** START OF Data lines **

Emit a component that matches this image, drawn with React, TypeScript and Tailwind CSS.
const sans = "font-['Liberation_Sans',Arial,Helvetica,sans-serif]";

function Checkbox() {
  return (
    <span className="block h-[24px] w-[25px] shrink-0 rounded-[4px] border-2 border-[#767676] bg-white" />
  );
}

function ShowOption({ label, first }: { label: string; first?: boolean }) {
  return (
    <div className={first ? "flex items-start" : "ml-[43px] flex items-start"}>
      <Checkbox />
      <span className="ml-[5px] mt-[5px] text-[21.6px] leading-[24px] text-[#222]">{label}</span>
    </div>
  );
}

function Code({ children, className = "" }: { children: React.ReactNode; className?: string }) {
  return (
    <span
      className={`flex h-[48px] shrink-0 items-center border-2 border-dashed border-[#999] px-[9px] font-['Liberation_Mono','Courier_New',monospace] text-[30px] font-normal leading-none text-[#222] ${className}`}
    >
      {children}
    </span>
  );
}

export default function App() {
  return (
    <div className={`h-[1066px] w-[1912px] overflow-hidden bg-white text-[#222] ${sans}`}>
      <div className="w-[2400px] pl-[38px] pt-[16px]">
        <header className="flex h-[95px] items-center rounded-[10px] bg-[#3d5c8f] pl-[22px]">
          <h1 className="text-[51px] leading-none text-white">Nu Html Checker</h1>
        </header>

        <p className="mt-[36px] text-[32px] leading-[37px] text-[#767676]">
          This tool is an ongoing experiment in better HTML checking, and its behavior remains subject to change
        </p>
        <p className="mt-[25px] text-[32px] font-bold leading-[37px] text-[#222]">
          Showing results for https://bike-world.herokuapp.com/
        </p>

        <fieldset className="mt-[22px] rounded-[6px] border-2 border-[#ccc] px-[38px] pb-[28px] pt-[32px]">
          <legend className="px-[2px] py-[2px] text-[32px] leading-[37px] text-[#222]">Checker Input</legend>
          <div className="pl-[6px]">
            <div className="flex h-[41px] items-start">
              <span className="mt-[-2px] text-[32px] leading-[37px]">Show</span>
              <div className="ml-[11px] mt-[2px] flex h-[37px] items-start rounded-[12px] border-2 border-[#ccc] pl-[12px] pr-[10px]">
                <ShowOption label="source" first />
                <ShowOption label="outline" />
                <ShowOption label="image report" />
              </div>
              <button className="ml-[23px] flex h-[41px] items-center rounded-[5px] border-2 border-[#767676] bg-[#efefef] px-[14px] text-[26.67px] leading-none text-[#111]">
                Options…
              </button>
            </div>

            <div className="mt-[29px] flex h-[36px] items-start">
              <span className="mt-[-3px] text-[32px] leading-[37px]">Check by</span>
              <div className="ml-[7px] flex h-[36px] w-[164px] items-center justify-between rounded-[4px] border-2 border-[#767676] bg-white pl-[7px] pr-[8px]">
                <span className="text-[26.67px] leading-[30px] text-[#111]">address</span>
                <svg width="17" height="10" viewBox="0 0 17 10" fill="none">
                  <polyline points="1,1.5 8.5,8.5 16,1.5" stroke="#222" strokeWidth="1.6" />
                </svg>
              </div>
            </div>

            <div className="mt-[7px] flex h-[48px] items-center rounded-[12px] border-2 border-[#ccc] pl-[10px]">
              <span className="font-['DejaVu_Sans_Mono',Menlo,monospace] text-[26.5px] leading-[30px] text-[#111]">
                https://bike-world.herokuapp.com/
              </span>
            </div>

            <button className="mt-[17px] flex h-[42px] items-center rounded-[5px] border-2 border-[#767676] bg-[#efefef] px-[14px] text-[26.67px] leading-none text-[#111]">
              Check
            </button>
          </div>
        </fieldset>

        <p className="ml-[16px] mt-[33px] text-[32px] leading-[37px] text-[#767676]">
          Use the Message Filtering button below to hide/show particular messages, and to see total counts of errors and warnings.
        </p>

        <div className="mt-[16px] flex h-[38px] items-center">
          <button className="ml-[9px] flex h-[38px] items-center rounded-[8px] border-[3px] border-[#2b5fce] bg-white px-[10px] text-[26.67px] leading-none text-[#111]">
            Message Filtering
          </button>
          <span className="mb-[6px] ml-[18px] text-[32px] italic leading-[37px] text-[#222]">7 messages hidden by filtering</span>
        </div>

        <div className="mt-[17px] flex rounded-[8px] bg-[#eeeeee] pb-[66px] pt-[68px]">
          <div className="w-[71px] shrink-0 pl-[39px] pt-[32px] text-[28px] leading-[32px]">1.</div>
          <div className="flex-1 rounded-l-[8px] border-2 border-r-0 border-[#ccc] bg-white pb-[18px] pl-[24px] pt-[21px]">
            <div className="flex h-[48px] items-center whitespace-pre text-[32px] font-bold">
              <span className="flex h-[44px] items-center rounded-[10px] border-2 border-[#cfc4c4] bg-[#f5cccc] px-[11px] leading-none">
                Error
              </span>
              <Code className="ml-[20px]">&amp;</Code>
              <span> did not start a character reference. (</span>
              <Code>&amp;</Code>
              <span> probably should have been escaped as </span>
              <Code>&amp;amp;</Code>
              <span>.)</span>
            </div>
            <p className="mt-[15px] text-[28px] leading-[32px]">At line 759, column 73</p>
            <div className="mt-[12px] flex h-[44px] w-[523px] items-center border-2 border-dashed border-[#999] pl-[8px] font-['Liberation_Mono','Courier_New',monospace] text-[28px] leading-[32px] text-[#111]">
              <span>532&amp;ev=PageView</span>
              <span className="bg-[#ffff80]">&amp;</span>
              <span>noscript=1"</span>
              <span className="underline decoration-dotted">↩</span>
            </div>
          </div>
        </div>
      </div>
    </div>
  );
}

** END OF Data lines **

* _Task prompt_
Type the whole listing again, unaltered.

* _Response to the exercise_
Emit a component that matches this image, drawn with React, TypeScript and Tailwind CSS.
const sans = "font-['Liberation_Sans',Arial,Helvetica,sans-serif]";

function Checkbox() {
  return (
    <span className="block h-[24px] w-[25px] shrink-0 rounded-[4px] border-2 border-[#767676] bg-white" />
  );
}

function ShowOption({ label, first }: { label: string; first?: boolean }) {
  return (
    <div className={first ? "flex items-start" : "ml-[43px] flex items-start"}>
      <Checkbox />
      <span className="ml-[5px] mt-[5px] text-[21.6px] leading-[24px] text-[#222]">{label}</span>
    </div>
  );
}

function Code({ children, className = "" }: { children: React.ReactNode; className?: string }) {
  return (
    <span
      className={`flex h-[48px] shrink-0 items-center border-2 border-dashed border-[#999] px-[9px] font-['Liberation_Mono','Courier_New',monospace] text-[30px] font-normal leading-none text-[#222] ${className}`}
    >
      {children}
    </span>
  );
}

export default function App() {
  return (
    <div className={`h-[1066px] w-[1912px] overflow-hidden bg-white text-[#222] ${sans}`}>
      <div className="w-[2400px] pl-[38px] pt-[16px]">
        <header className="flex h-[95px] items-center rounded-[10px] bg-[#3d5c8f] pl-[22px]">
          <h1 className="text-[51px] leading-none text-white">Nu Html Checker</h1>
        </header>

        <p className="mt-[36px] text-[32px] leading-[37px] text-[#767676]">
          This tool is an ongoing experiment in better HTML checking, and its behavior remains subject to change
        </p>
        <p className="mt-[25px] text-[32px] font-bold leading-[37px] text-[#222]">
          Showing results for https://bike-world.herokuapp.com/
        </p>

        <fieldset className="mt-[22px] rounded-[6px] border-2 border-[#ccc] px-[38px] pb-[28px] pt-[32px]">
          <legend className="px-[2px] py-[2px] text-[32px] leading-[37px] text-[#222]">Checker Input</legend>
          <div className="pl-[6px]">
            <div className="flex h-[41px] items-start">
              <span className="mt-[-2px] text-[32px] leading-[37px]">Show</span>
              <div className="ml-[11px] mt-[2px] flex h-[37px] items-start rounded-[12px] border-2 border-[#ccc] pl-[12px] pr-[10px]">
                <ShowOption label="source" first />
                <ShowOption label="outline" />
                <ShowOption label="image report" />
              </div>
              <button className="ml-[23px] flex h-[41px] items-center rounded-[5px] border-2 border-[#767676] bg-[#efefef] px-[14px] text-[26.67px] leading-none text-[#111]">
                Options…
              </button>
            </div>

            <div className="mt-[29px] flex h-[36px] items-start">
              <span className="mt-[-3px] text-[32px] leading-[37px]">Check by</span>
              <div className="ml-[7px] flex h-[36px] w-[164px] items-center justify-between rounded-[4px] border-2 border-[#767676] bg-white pl-[7px] pr-[8px]">
                <span className="text-[26.67px] leading-[30px] text-[#111]">address</span>
                <svg width="17" height="10" viewBox="0 0 17 10" fill="none">
                  <polyline points="1,1.5 8.5,8.5 16,1.5" stroke="#222" strokeWidth="1.6" />
                </svg>
              </div>
            </div>

            <div className="mt-[7px] flex h-[48px] items-center rounded-[12px] border-2 border-[#ccc] pl-[10px]">
              <span className="font-['DejaVu_Sans_Mono',Menlo,monospace] text-[26.5px] leading-[30px] text-[#111]">
                https://bike-world.herokuapp.com/
              </span>
            </div>

            <button className="mt-[17px] flex h-[42px] items-center rounded-[5px] border-2 border-[#767676] bg-[#efefef] px-[14px] text-[26.67px] leading-none text-[#111]">
              Check
            </button>
          </div>
        </fieldset>

        <p className="ml-[16px] mt-[33px] text-[32px] leading-[37px] text-[#767676]">
          Use the Message Filtering button below to hide/show particular messages, and to see total counts of errors and warnings.
        </p>

        <div className="mt-[16px] flex h-[38px] items-center">
          <button className="ml-[9px] flex h-[38px] items-center rounded-[8px] border-[3px] border-[#2b5fce] bg-white px-[10px] text-[26.67px] leading-none text-[#111]">
            Message Filtering
          </button>
          <span className="mb-[6px] ml-[18px] text-[32px] italic leading-[37px] text-[#222]">7 messages hidden by filtering</span>
        </div>

        <div className="mt-[17px] flex rounded-[8px] bg-[#eeeeee] pb-[66px] pt-[68px]">
          <div className="w-[71px] shrink-0 pl-[39px] pt-[32px] text-[28px] leading-[32px]">1.</div>
          <div className="flex-1 rounded-l-[8px] border-2 border-r-0 border-[#ccc] bg-white pb-[18px] pl-[24px] pt-[21px]">
            <div className="flex h-[48px] items-center whitespace-pre text-[32px] font-bold">
              <span className="flex h-[44px] items-center rounded-[10px] border-2 border-[#cfc4c4] bg-[#f5cccc] px-[11px] leading-none">
                Error
              </span>
              <Code className="ml-[20px]">&amp;</Code>
              <span> did not start a character reference. (</span>
              <Code>&amp;</Code>
              <span> probably should have been escaped as </span>
              <Code>&amp;amp;</Code>
              <span>.)</span>
            </div>
            <p className="mt-[15px] text-[28px] leading-[32px]">At line 759, column 73</p>
            <div className="mt-[12px] flex h-[44px] w-[523px] items-center border-2 border-dashed border-[#999] pl-[8px] font-['Liberation_Mono','Courier_New',monospace] text-[28px] leading-[32px] text-[#111]">
              <span>532&amp;ev=PageView</span>
              <span className="bg-[#ffff80]">&amp;</span>
              <span>noscript=1"</span>
              <span className="underline decoration-dotted">↩</span>
            </div>
          </div>
        </div>
      </div>
    </div>
  );
}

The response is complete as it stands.